I remember when I went back to work, feeling part of “the world” (and not just my own) again, pumping my milk, drying up, making peace with formula, and feeling less depleted than I did before. I felt like I had something to give.
Vulnerability. Starting this blog as a way to support and come together with other moms gave me incredible hope in the form of vulnerability. We were/are making ourselves vulnerable and asking that of others at times by storytelling to put more hope into the world. To remind parents that if they’ve been blindsided by an aspect (or all of) parenthood, they’re in fact not alone.
I will remember when Isla was an almost two-year old and I feared the crumbling of our world because of what was going on politically in our country. I will remember it vividly. I will remember wrestling with the idea that I couldn’t possibly bring another child into this world, even though I had always wanted more than one. I will remember the fear of where we would be in one year, let alone four, when just days into a new presidential administration, what I (and many) felt as chaos was ensuing. I will remember taking Isla to our first march for women’s rights. I’ll remember Twitter losing all of its humor. I’ll remember being sincerely confused by those who seemed unbothered/untouched by what was happening. I’ll remember this time as being significant because it will turn out that this was the time during which I found my voice.
Regardless of where you fall on this sensitive subject, times are tense and unity is feeling really hopeless.

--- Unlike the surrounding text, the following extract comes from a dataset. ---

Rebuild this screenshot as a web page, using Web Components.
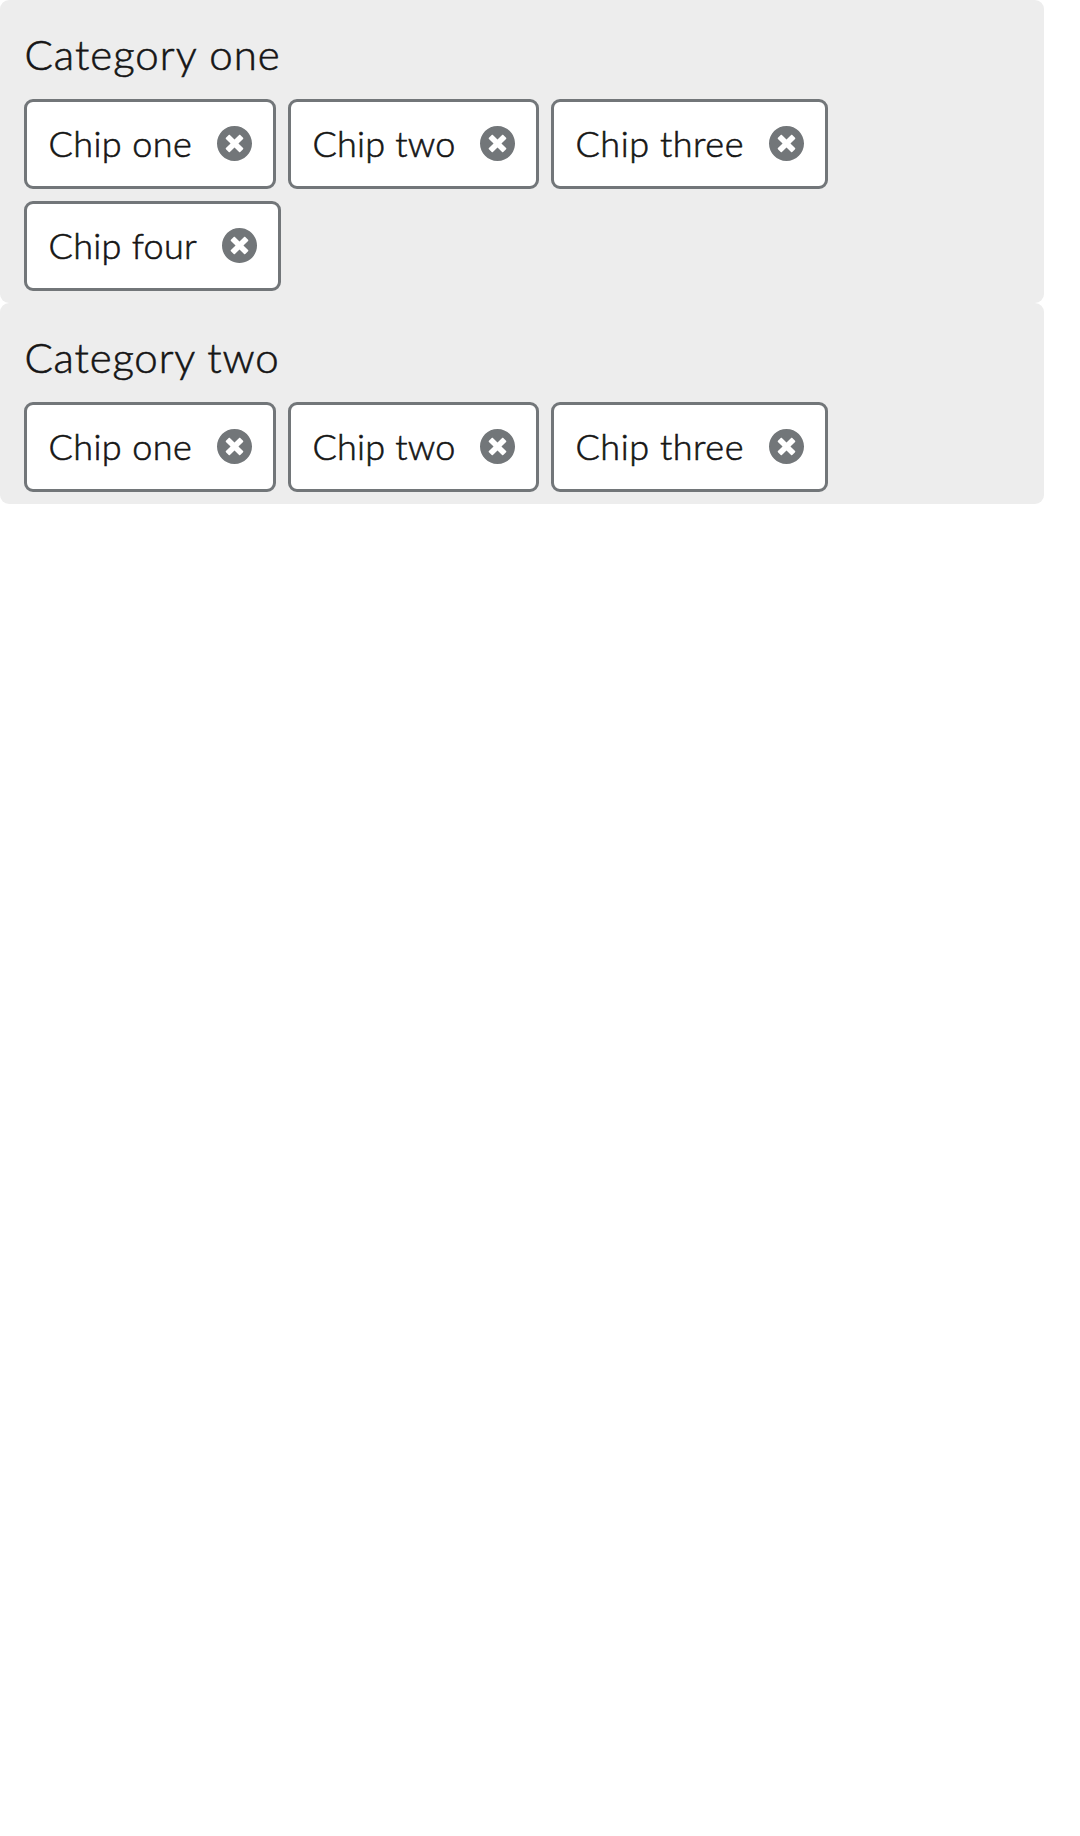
<!DOCTYPE html>
<html lang="en">
<head>
<meta charset="utf-8">
<title>Chip groups</title>
<style>
body{margin:0;background:#fff;color:#151515;font-family:Lato,"Open Sans",sans-serif;font-weight:300;-webkit-text-stroke:.6px #151515}
main{width:1044px}
</style>
</head>
<body>
<main>
<chip-group label="Category one" style="--hs:1.02px">
<chip-item style="--w:252px;--ls:.4px">Chip one</chip-item>
<chip-item style="--w:251px;--ls:.2px">Chip two</chip-item>
<chip-item style="--w:277px;--ls:.53px">Chip three</chip-item>
<chip-item style="--w:257px;--ls:.3px">Chip four</chip-item>
</chip-group>
<chip-group label="Category two" style="--hs:.82px">
<chip-item style="--w:252px;--ls:.4px">Chip one</chip-item>
<chip-item style="--w:251px;--ls:.2px">Chip two</chip-item>
<chip-item style="--w:277px;--ls:.53px">Chip three</chip-item>
</chip-group>
</main>
<script>
class ChipItem extends HTMLElement{
constructor(){
super();
this.attachShadow({mode:'open'}).innerHTML=`<style>
:host{display:flex;align-items:center;justify-content:space-between;box-sizing:border-box;width:var(--w);height:90px;padding:0 21px 0 21.5px;background:#fff;border:3px solid #727679;border-radius:9px;font-size:36px;line-height:54px;letter-spacing:var(--ls);white-space:nowrap}
span{margin-bottom:2px}
button{all:unset;display:flex;width:35px;height:35px;color:#727679;margin-bottom:1px}
svg{width:35px;height:35px}
</style><span><slot></slot></span><button aria-label="Remove"><svg viewBox="8 8 496 496" fill="currentColor"><path d="M256 8C119 8 8 119 8 256s111 248 248 248 248-111 248-248S393 8 256 8zm121.600 313.100c4.700 4.700 4.700 12.300 0 17L338 377.600c-4.700 4.700-12.300 4.700-17 0L256 312l-65.100 65.600c-4.700 4.700-12.300 4.700-17 0L134.400 338c-4.700-4.700-4.700-12.300 0-17l65.600-65-65.600-65.100c-4.700-4.700-4.700-12.300 0-17l39.600-39.600c4.700-4.700 12.300-4.700 17 0l65 65.700 65.100-65.600c4.700-4.700 12.300-4.700 17 0l39.600 39.600c4.700 4.700 4.700 12.300 0 17L312 256l65.600 65.100z"/></svg></button>`;
}
}
class ChipGroup extends HTMLElement{
constructor(){
super();
this.attachShadow({mode:'open'}).innerHTML=`<style>
:host{display:block;padding:23px 24px 12px;background:#ededed;border-radius:9px}
h2{margin:0 0 13px;padding-left:.4px;font-size:42px;font-weight:inherit;line-height:63px;letter-spacing:var(--hs)}
div{display:flex;flex-wrap:wrap;gap:12px;width:820px}
</style><h2></h2><div><slot></slot></div>`;
this.shadowRoot.querySelector('h2').textContent=this.getAttribute('label');
}
}
customElements.define('chip-item',ChipItem);
customElements.define('chip-group',ChipGroup);
</script>
</body>
</html>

When thinking about what I’ll remember as the thing that gave me hope during this specific time, I can easily convince myself there isn’t a lot to pull from. What I’ve landed on is this:
I’m drawing hope from what Matt and I are committing to teaching Isla. What we can control. And always circling back to that commitment in every decision we make. Hoping that she will grow up feeling encouraged to use her voice to stand up for those less privileged than herself, we march. Hoping that she will know damn well that her body belongs to her and that she gets to decide who is allowed to touch it (even if its a hug), we talk. We talk about body parts and who is allowed to look at them and under what circumstances. We will be better about letting her decide on her own who she wants to hug and kiss. As she gets older, hoping that she will instinctively know compassion, inclusivity, and empathy, we model. We will inform her that love can look like a bunch of different scenarios. People can be whoever they feel they are. So can she. We will model that love, acceptance, and inclusivity. And when we screw it up, we’ll talk about it.

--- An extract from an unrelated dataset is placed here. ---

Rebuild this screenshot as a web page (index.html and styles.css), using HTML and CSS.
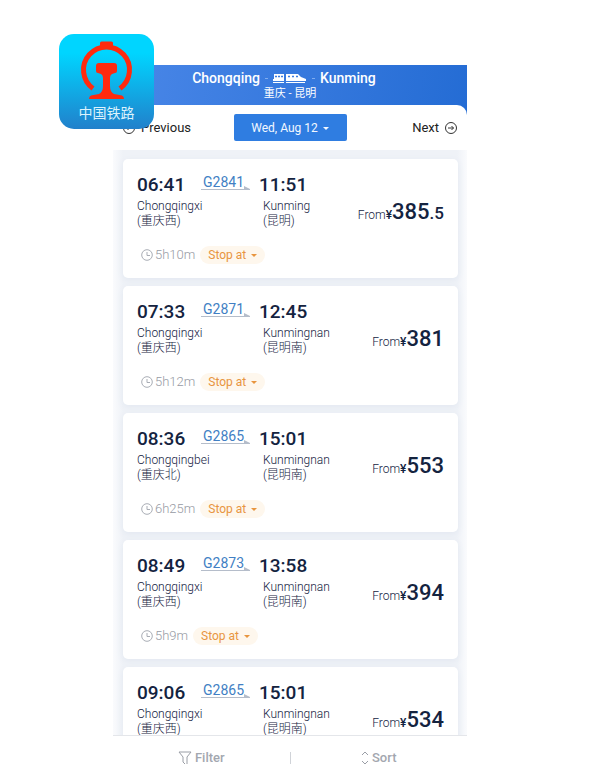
FILE: index.html
```
<!DOCTYPE html>
<html lang="en">

<head>
    <meta charset="UTF-8">
    <title>Chongqing - Kunming</title>
    <link rel="stylesheet" href="styles.css">
</head>

<body>

    <div class="app-icon">
        <svg viewBox="0 0 95 95" aria-hidden="true">
            <path d="M34 54.500A23 23 0 1 1 61 54.500" fill="none" stroke="#ff2a0e" stroke-width="5" />
            <rect x="41" y="7.500" width="13" height="7" rx="1.500" fill="#ff2a0e" />
            <path d="M40 29H55Q58 29 58 32V37Q58 39 56 39L53 40Q51 41 51 44V52Q51 58 55 60L63 61.500Q65 62 65 65H30Q30 62 32 61.500L40 60Q44 58 44 52V44Q44 41 42 40L39 39Q37 39 37 37V32Q37 29 40 29Z" fill="#ff2a0e" />
        </svg>
        <span class="app-icon-name">中国铁路</span>
    </div>

    <div class="phone">
        <header class="header">
            <h1 class="route">
                <span class="route-from">Chongqing</span>
                <span class="dash"></span>
                <svg class="route-train" viewBox="0 0 34 12" aria-hidden="true">
                    <path d="M1 2H11V9H0V7H1ZM13 2H25L28 5L33 7V9H13Z" fill="#fff" />
                    <path d="M2 4.500H4M5 4.500H7M8 4.500H10M15 4.500H17M19 4.500H21M23 4.500H25" stroke="#3d7ce0" stroke-width="1.500" />
                    <path d="M0 10.500H11M13 10.500H32" stroke="#fff" />
                </svg>
                <span class="dash"></span>
                <span class="route-to">Kunming</span>
            </h1>
            <div class="route-cn">重庆 - 昆明</div>
        </header>

        <nav class="date-bar">
            <button class="day-link">
                <svg viewBox="0 0 12 12"><circle cx="6" cy="6" r="5.500" /><path d="M9 6H3.500M5.500 4L3.500 6L5.500 8" /></svg>
                Previous
            </button>
            <button class="date-button">Wed, Aug 12 <span class="caret"></span></button>
            <button class="day-link day-next">
                Next
                <svg viewBox="0 0 12 12"><circle cx="6" cy="6" r="5.500" /><path d="M3 6H8.500M6.500 4L8.500 6L6.500 8" /></svg>
            </button>
        </nav>

        <main class="trains">
            <article class="card">
                <div class="card-top">
                    <div class="trip">
                        <div class="time">06:41</div>
                        <div class="train-no">G2841</div>
                        <div class="time">11:51</div>
                        <div class="station">Chongqingxi<br>(重庆西)</div>
                        <div class="station station-to">Kunming<br>(昆明)</div>
                    </div>
                    <div class="price">From<b>¥</b><strong>385</strong><b class="decimal">.5</b></div>
                </div>
                <div class="card-bottom">
                    <svg class="clock" viewBox="0 0 12 12"><circle cx="6" cy="6" r="5.300" /><path d="M6 3V6.500H9" /></svg>
                    <span class="duration">5h10m</span>
                    <button class="stops">Stop at <span class="caret"></span></button>
                </div>
            </article>

            <article class="card">
                <div class="card-top">
                    <div class="trip">
                        <div class="time">07:33</div>
                        <div class="train-no">G2871</div>
                        <div class="time">12:45</div>
                        <div class="station">Chongqingxi<br>(重庆西)</div>
                        <div class="station station-to">Kunmingnan<br>(昆明南)</div>
                    </div>
                    <div class="price">From<b>¥</b><strong>381</strong></div>
                </div>
                <div class="card-bottom">
                    <svg class="clock" viewBox="0 0 12 12"><circle cx="6" cy="6" r="5.300" /><path d="M6 3V6.500H9" /></svg>
                    <span class="duration">5h12m</span>
                    <button class="stops">Stop at <span class="caret"></span></button>
                </div>
            </article>

            <article class="card">
                <div class="card-top">
                    <div class="trip">
                        <div class="time">08:36</div>
                        <div class="train-no">G2865</div>
                        <div class="time">15:01</div>
                        <div class="station">Chongqingbei<br>(重庆北)</div>
                        <div class="station station-to">Kunmingnan<br>(昆明南)</div>
                    </div>
                    <div class="price">From<b>¥</b><strong>553</strong></div>
                </div>
                <div class="card-bottom">
                    <svg class="clock" viewBox="0 0 12 12"><circle cx="6" cy="6" r="5.300" /><path d="M6 3V6.500H9" /></svg>
                    <span class="duration">6h25m</span>
                    <button class="stops">Stop at <span class="caret"></span></button>
                </div>
            </article>

            <article class="card">
                <div class="card-top">
                    <div class="trip">
                        <div class="time">08:49</div>
                        <div class="train-no">G2873</div>
                        <div class="time">13:58</div>
                        <div class="station">Chongqingxi<br>(重庆西)</div>
                        <div class="station station-to">Kunmingnan<br>(昆明南)</div>
                    </div>
                    <div class="price">From<b>¥</b><strong>394</strong></div>
                </div>
                <div class="card-bottom">
                    <svg class="clock" viewBox="0 0 12 12"><circle cx="6" cy="6" r="5.300" /><path d="M6 3V6.500H9" /></svg>
                    <span class="duration">5h9m</span>
                    <button class="stops">Stop at <span class="caret"></span></button>
                </div>
            </article>

            <article class="card">
                <div class="card-top">
                    <div class="trip">
                        <div class="time">09:06</div>
                        <div class="train-no">G2865</div>
                        <div class="time">15:01</div>
                        <div class="station">Chongqingxi<br>(重庆西)</div>
                        <div class="station station-to">Kunmingnan<br>(昆明南)</div>
                    </div>
                    <div class="price">From<b>¥</b><strong>534</strong></div>
                </div>
            </article>
        </main>

        <footer class="toolbar">
            <button class="tool">
                <svg viewBox="0 0 14 14"><path d="M1 1H13L9 6V13M1 1L5 6V11L7 13" /></svg>
                Filter
            </button>
            <span class="divider"></span>
            <button class="tool">
                <svg class="sort-icon" viewBox="0 0 8 14"><path d="M1 4L4 1L7 4M1 10L4 13L7 10" /></svg>
                Sort
            </button>
        </footer>
    </div>

</body>

</html>
```
FILE: styles.css
```
* {
    box-sizing: border-box;
}

body {
    margin: 0;
    height: 100vh;
    padding: 65px 148px 0 113px;
    background-color: #fff;
    font-family: Roboto, "Noto Sans CJK SC", sans-serif;
    color: #14233f;
}

button {
    border: none;
    padding: 0;
    background: none;
    font-family: inherit;
    color: inherit;
    cursor: pointer;
}

svg {
    fill: none;
    stroke-linejoin: round;
}

/* app logo over the corner of the screen */
.app-icon {
    position: absolute;
    top: 34px;
    left: 59px;
    width: 95px;
    height: 95px;
    border-radius: 15px;
    background: linear-gradient(#00d5ff 20%, #2180cb);
    overflow: hidden;
    z-index: 1;
}

.app-icon svg {
    display: block;
}

.app-icon-name {
    position: absolute;
    bottom: 6px;
    width: 100%;
    text-align: center;
    font-size: 14px;
    line-height: 20px;
    color: #dcf3fd;
}

.phone {
    height: 100%;
    display: flex;
    flex-direction: column;
    background: linear-gradient(100deg, #4a87e8, #246cd4) top / 100% 60px no-repeat;
}

.header {
    padding: 5px 0 3px;
    color: #fff;
    text-align: center;
}

.route {
    margin: 0;
    display: grid;
    grid-template-columns: 1fr 3px 34px 3px 1fr;
    gap: 5px;
    align-items: center;
    font-size: 14px;
    font-weight: 500;
    line-height: 16px;
}

.route-from {
    text-align: right;
}

.route-to {
    text-align: left;
}

.dash {
    height: 1px;
    background-color: #7facf0;
}

.route-cn {
    font-size: 11px;
    line-height: 16px;
}

.date-bar {
    display: grid;
    grid-template-columns: 1fr 113px 1fr;
    align-items: center;
    height: 45px;
    padding: 0 10px;
    border-radius: 0 10px 0 0;
    background-color: #fff;
    flex: none;
}

.day-link {
    display: flex;
    align-items: center;
    gap: 6px;
    font-size: 13px;
    line-height: 18px;
    color: #222;
}

.day-link svg {
    width: 12px;
    height: 12px;
    stroke: #333;
}

.day-next {
    justify-self: end;
}

.date-button {
    height: 27px;
    border-radius: 2px;
    background-color: #2f7de1;
    color: #f2f8ff;
    font-size: 12px;
}

.caret {
    display: inline-block;
    margin-left: 2px;
    vertical-align: middle;
    border: 3px solid transparent;
    border-top-color: currentColor;
    border-bottom: none;
}

.trains {
    flex: 1;
    min-height: 0;
    display: flex;
    flex-direction: column;
    gap: 8px;
    padding: 9px 9px 0 10px;
    background: linear-gradient(90deg, #fafbfd, #eff2f7 10px, #eff2f7 calc(100% - 10px), #fafbfd);
    overflow-y: auto;
    scrollbar-width: none;
}

.card {
    flex: none;
    padding: 14px;
    border-radius: 5px;
    background-color: #fff;
    box-shadow: 0 2px 6px #e3e8f1;
}

.card-top {
    display: flex;
    justify-content: space-between;
    align-items: flex-end;
}

.trip {
    display: grid;
    grid-template-columns: 64px 58px auto;
    row-gap: 2px;
}

.time {
    font-size: 19px;
    font-weight: 500;
    line-height: 24px;
    color: #14233f;
}

.train-no {
    position: relative;
    width: 49px;
    height: 17px;
    padding-left: 2px;
    border-bottom: 1px solid #b5bdca;
    font-size: 14px;
    line-height: 18px;
    color: #417fc4;
}

.train-no::after {
    content: "";
    position: absolute;
    right: 0;
    bottom: 0;
    border-left: 6px solid #b5bdca;
    border-top: 3px solid transparent;
}

.station {
    grid-column: span 2;
    font-size: 12px;
    font-weight: 300;
    line-height: 15px;
    white-space: nowrap;
}

.station-to {
    grid-column: 3;
    padding-left: 4px;
}

.price {
    padding-bottom: 2px;
    font-size: 12px;
    font-weight: 300;
    line-height: 24px;
    white-space: nowrap;
}

.price b {
    font-weight: 500;
}

.price strong {
    font-size: 22px;
    font-weight: 500;
}

.price .decimal {
    font-size: 17px;
}

.card-bottom {
    display: flex;
    align-items: center;
    margin-top: 17px;
    padding-left: 4px;
}

.clock {
    width: 12px;
    height: 12px;
    margin-right: 2px;
    stroke: #a9adb5;
}

.duration {
    margin-right: 5px;
    font-size: 13px;
    font-weight: 300;
    line-height: 18px;
    color: #969aa3;
}

.stops {
    height: 18px;
    padding: 0 8px;
    border-radius: 9px;
    background-color: #fef7ed;
    font-size: 12px;
    color: #e8953f;
}

.toolbar {
    flex: none;
    display: grid;
    grid-template-columns: 1fr 1px 1fr;
    align-items: center;
    padding: 13px 0 2px;
    border-top: 1px solid #e4e6ea;
    background-color: #fff;
}

.tool {
    display: flex;
    justify-content: center;
    align-items: center;
    gap: 3px;
    font-size: 13px;
    font-weight: 500;
    line-height: 18px;
    color: #a3a7af;
}

.tool svg {
    width: 14px;
    height: 14px;
    stroke: #9a9ea6;
}

.tool .sort-icon {
    width: 8px;
}

.divider {
    height: 12px;
    background-color: #d0d3d8;
}
```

I love cooking for our family, so teaching her about cooking and nourishing people she loves in that way is something I look forward to focusing on. Isla loves art, so investing more in painting, stickering, coloring, drawing, and sculpting (playdoh) will yield good things, I just know it. Matt loves being outside, so I imagine taking Isla camping and fishing will be on his to-do. There’s so much. And we’ll fail time and time again in our executions, but we will find hope in those circumstances, too.
Whether hope is a game show, a text from a friend, embarking on a creative endeavor, identifying your family mission, visiting the mountains, cooking cheesy chicken spaghetti, couch-to-5K’ing off said cheesy chicken spaghetti, or watching your child squish playdoh between his/her fingers, I encourage you to make note of it. Don’t lose sight of it, because we’re going to need you out there. Spreading it to the people who have lost it.
Thank you, hope spreader. And godspeed.